Leaving the nest; what a feeling. They will never leave your heart. R-
Lovely moments. Love that you can notice her pleasure in this.
They're all good, but this is really good, db, in my opinion.
Goodie! I found a fellow poet.

Raney
Letting go. But still holding on.Very Nice DB
I have been really remiss, about answering everyone's comments lately. I read them like crazy, and they are very important. But I've had a number of very, very long days, and after doing my post I've just been diving into bed. Please forgive me.

trilogy, it's crazy though -- I was a free-range kid, in a very different USA. I wish she could be the same.

mLee, hello there! Actually the confidence was there, it just had to be shaken of me out by one of the moms. Another story.
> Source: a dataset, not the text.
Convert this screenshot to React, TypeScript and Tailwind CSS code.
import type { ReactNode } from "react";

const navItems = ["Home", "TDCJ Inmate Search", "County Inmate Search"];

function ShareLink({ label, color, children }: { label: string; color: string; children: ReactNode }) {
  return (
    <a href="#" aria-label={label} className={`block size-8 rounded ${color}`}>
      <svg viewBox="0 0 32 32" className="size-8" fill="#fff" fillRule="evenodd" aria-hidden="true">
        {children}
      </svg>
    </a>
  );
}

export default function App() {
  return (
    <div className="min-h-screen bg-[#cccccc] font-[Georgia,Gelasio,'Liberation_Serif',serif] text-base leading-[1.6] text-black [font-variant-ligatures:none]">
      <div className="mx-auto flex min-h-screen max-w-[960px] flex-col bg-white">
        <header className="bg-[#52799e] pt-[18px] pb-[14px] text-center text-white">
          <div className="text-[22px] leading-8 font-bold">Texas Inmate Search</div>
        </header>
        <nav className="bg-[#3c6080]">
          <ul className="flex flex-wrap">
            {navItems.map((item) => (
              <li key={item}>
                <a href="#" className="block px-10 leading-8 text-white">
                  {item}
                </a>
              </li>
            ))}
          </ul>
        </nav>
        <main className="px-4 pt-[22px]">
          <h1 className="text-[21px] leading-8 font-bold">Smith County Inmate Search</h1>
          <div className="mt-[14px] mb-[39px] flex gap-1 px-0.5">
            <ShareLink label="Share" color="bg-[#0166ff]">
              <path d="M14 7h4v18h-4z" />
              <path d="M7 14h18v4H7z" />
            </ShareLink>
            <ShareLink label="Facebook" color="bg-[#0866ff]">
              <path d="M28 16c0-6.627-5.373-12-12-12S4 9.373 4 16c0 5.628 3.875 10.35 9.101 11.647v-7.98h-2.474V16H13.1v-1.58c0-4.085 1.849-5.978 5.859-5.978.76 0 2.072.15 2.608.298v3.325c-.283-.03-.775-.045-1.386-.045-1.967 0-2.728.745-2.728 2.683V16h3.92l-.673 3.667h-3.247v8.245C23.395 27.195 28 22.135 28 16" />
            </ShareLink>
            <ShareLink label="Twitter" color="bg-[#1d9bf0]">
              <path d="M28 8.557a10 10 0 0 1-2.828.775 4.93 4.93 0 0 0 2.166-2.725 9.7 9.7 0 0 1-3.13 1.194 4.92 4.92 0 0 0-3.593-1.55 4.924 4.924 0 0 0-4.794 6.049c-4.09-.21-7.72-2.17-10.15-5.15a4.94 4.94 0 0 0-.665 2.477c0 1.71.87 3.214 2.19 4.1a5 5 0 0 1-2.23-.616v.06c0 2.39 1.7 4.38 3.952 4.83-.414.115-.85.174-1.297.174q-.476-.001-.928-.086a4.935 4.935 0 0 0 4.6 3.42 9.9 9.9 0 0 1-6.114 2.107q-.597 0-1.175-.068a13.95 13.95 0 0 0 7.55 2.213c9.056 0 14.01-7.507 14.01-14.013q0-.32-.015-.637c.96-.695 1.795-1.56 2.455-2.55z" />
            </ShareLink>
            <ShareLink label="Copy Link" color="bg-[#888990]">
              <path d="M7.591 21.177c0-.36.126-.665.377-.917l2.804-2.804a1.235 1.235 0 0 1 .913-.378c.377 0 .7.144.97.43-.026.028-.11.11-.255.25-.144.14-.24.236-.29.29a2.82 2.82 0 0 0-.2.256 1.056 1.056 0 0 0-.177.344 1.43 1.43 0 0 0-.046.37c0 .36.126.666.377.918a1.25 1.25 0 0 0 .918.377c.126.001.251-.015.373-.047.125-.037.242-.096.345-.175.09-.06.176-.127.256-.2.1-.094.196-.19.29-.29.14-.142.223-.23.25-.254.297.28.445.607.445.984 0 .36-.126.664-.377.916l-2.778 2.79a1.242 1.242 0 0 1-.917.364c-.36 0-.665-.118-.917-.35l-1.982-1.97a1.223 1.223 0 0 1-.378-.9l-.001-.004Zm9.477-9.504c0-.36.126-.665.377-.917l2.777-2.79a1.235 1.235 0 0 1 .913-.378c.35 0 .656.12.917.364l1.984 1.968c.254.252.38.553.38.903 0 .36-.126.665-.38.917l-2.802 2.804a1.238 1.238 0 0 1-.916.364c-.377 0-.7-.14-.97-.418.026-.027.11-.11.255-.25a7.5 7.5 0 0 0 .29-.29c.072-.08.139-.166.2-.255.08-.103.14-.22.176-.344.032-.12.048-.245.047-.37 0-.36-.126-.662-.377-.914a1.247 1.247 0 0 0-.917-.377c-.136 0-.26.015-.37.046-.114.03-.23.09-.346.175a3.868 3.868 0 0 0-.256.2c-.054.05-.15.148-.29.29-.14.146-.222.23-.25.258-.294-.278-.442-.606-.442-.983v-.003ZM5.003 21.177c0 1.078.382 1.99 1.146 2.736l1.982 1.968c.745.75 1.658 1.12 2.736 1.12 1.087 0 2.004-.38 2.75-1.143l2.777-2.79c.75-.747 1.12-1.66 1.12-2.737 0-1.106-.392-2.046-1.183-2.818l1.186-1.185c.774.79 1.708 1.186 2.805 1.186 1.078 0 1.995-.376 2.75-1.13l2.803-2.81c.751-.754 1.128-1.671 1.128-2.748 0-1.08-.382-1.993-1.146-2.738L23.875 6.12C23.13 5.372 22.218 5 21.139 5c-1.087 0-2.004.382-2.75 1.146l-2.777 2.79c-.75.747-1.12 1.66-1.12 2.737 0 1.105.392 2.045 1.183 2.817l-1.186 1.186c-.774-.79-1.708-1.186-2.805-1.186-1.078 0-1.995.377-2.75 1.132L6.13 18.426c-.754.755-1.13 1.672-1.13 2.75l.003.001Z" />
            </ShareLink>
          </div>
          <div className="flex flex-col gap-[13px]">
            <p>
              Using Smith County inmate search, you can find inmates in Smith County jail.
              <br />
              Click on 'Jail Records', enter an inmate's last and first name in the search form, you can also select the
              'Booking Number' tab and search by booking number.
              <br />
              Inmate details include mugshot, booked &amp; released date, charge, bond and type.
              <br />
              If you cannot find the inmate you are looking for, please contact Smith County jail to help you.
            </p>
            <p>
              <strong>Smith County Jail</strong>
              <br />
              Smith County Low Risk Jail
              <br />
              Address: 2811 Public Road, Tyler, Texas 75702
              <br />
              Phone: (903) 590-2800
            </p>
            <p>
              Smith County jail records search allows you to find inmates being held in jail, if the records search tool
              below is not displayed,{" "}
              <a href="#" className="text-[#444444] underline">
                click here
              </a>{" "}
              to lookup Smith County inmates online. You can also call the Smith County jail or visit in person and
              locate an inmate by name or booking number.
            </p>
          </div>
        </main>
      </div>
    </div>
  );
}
Dave, I think it felt a lot more like leaving the nest to her, than it did to me... except, well, yes it did feel like that. She told me later how much she enjoyed it.

anna1: it was the image of her and her three friends, walking away. Just a normal group of four women out together... except they're so cute. I mean really. Darling.

Kim, thanks man. To her, it's just growing up. Me, I'm filing away memories like precious antique jewelry.

Raney, welcome here, welcome to OS. I hope you like what you find here.

rita, yes indeed. It reminded me of her first unaccompanied day of nursery school when she was 2, when they closed the door. I peeked through the margins of the paper over the window.

Thanks again, everyone -- I have to go to sleep now, and I am so sorry not to be able to respond to comments on earlier posts. Please forgive the omission.
Oh, I really like this, and the title. Yes, we "take comfort in the telephone," and they in spreading their wings.